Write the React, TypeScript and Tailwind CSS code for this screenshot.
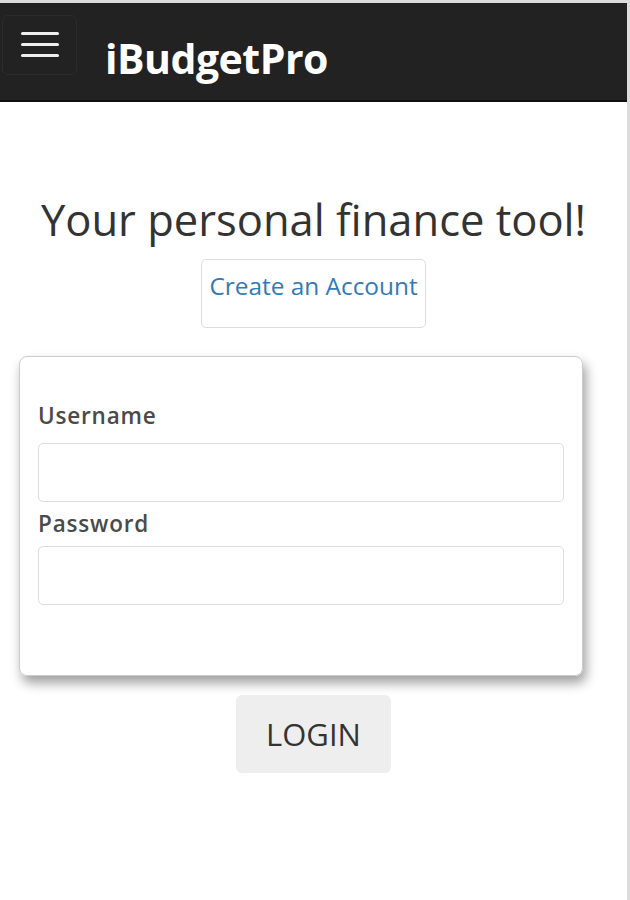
import React from 'react'

const App = () => {
  return (
    <div className="min-h-[900px] w-[630px] bg-white border-t-[3px] border-r-[3px] border-[#dcdcdc] font-['Open_Sans',sans-serif] text-[#333]">
      <nav className="h-[99px] bg-[#222] border-b-2 border-[#101010] flex items-center">
        <button className="ml-[2px] mt-[-14px] w-[75px] h-[60px] rounded-[6px] border border-[#2c2c2c] flex flex-col items-center justify-center gap-[8px]">
          <span className="block w-[38px] h-[3px] bg-[#eee] rounded-sm"></span>
          <span className="block w-[38px] h-[3px] bg-[#eee] rounded-sm"></span>
          <span className="block w-[38px] h-[3px] bg-[#eee] rounded-sm"></span>
        </button>
        <span className="ml-[28px] mt-[14px] text-white text-[41px] font-bold tracking-[-0.5px]">iBudgetPro</span>
      </nav>

      <main className="flex flex-col items-center">
        <h1 className="mt-[92px] text-[43.5px] leading-[52px] text-[#333] whitespace-nowrap">Your personal finance tool!</h1>
        <a className="mt-[13px] w-[225px] h-[69px] border border-[#ddd] rounded-[5px] text-[#337ab7] text-[24.4px] text-center pt-[8px]">
          Create an Account
        </a>

        <form className="mt-[28px] w-[564px] ml-[-25px] h-[320px] border border-[#ccc] rounded-[8px] shadow-[3px_7px_12px_rgba(0,0,0,0.38)] px-[18px] pt-[44px]">
          <label className="block text-[22.5px] leading-[30px] font-semibold tracking-[0.8px] text-[#4a4a4a]">Username</label>
          <input type="text" className="mt-[12px] block w-full h-[59px] border border-[#ddd] rounded-[5px]" />
          <label className="block mt-[2px] text-[22.5px] leading-[40px] font-semibold tracking-[0.8px] text-[#4a4a4a]">Password</label>
          <input type="password" className="mt-[2px] block w-full h-[59px] border border-[#ddd] rounded-[5px]" />
        </form>

        <button className="mt-[19px] w-[155px] h-[78px] bg-[#eee] rounded-[6px] text-[31px] text-[#333]">LOGIN</button>
      </main>
    </div>
  )
}

export default App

+++

→ Exercise prompt
Write the full listing out again with every line unchanged, but include no pictures.

→ Correct response
Write the React, TypeScript and Tailwind CSS code for this screenshot.
import React from 'react'

const App = () => {
  return (
    <div className="min-h-[900px] w-[630px] bg-white border-t-[3px] border-r-[3px] border-[#dcdcdc] font-['Open_Sans',sans-serif] text-[#333]">
      <nav className="h-[99px] bg-[#222] border-b-2 border-[#101010] flex items-center">
        <button className="ml-[2px] mt-[-14px] w-[75px] h-[60px] rounded-[6px] border border-[#2c2c2c] flex flex-col items-center justify-center gap-[8px]">
          <span className="block w-[38px] h-[3px] bg-[#eee] rounded-sm"></span>
          <span className="block w-[38px] h-[3px] bg-[#eee] rounded-sm"></span>
          <span className="block w-[38px] h-[3px] bg-[#eee] rounded-sm"></span>
        </button>
        <span className="ml-[28px] mt-[14px] text-white text-[41px] font-bold tracking-[-0.5px]">iBudgetPro</span>
      </nav>

      <main className="flex flex-col items-center">
        <h1 className="mt-[92px] text-[43.5px] leading-[52px] text-[#333] whitespace-nowrap">Your personal finance tool!</h1>
        <a className="mt-[13px] w-[225px] h-[69px] border border-[#ddd] rounded-[5px] text-[#337ab7] text-[24.4px] text-center pt-[8px]">
          Create an Account
        </a>

        <form className="mt-[28px] w-[564px] ml-[-25px] h-[320px] border border-[#ccc] rounded-[8px] shadow-[3px_7px_12px_rgba(0,0,0,0.38)] px-[18px] pt-[44px]">
          <label className="block text-[22.5px] leading-[30px] font-semibold tracking-[0.8px] text-[#4a4a4a]">Username</label>
          <input type="text" className="mt-[12px] block w-full h-[59px] border border-[#ddd] rounded-[5px]" />
          <label className="block mt-[2px] text-[22.5px] leading-[40px] font-semibold tracking-[0.8px] text-[#4a4a4a]">Password</label>
          <input type="password" className="mt-[2px] block w-full h-[59px] border border-[#ddd] rounded-[5px]" />
        </form>

        <button className="mt-[19px] w-[155px] h-[78px] bg-[#eee] rounded-[6px] text-[31px] text-[#333]">LOGIN</button>
      </main>
    </div>
  )
}

export default App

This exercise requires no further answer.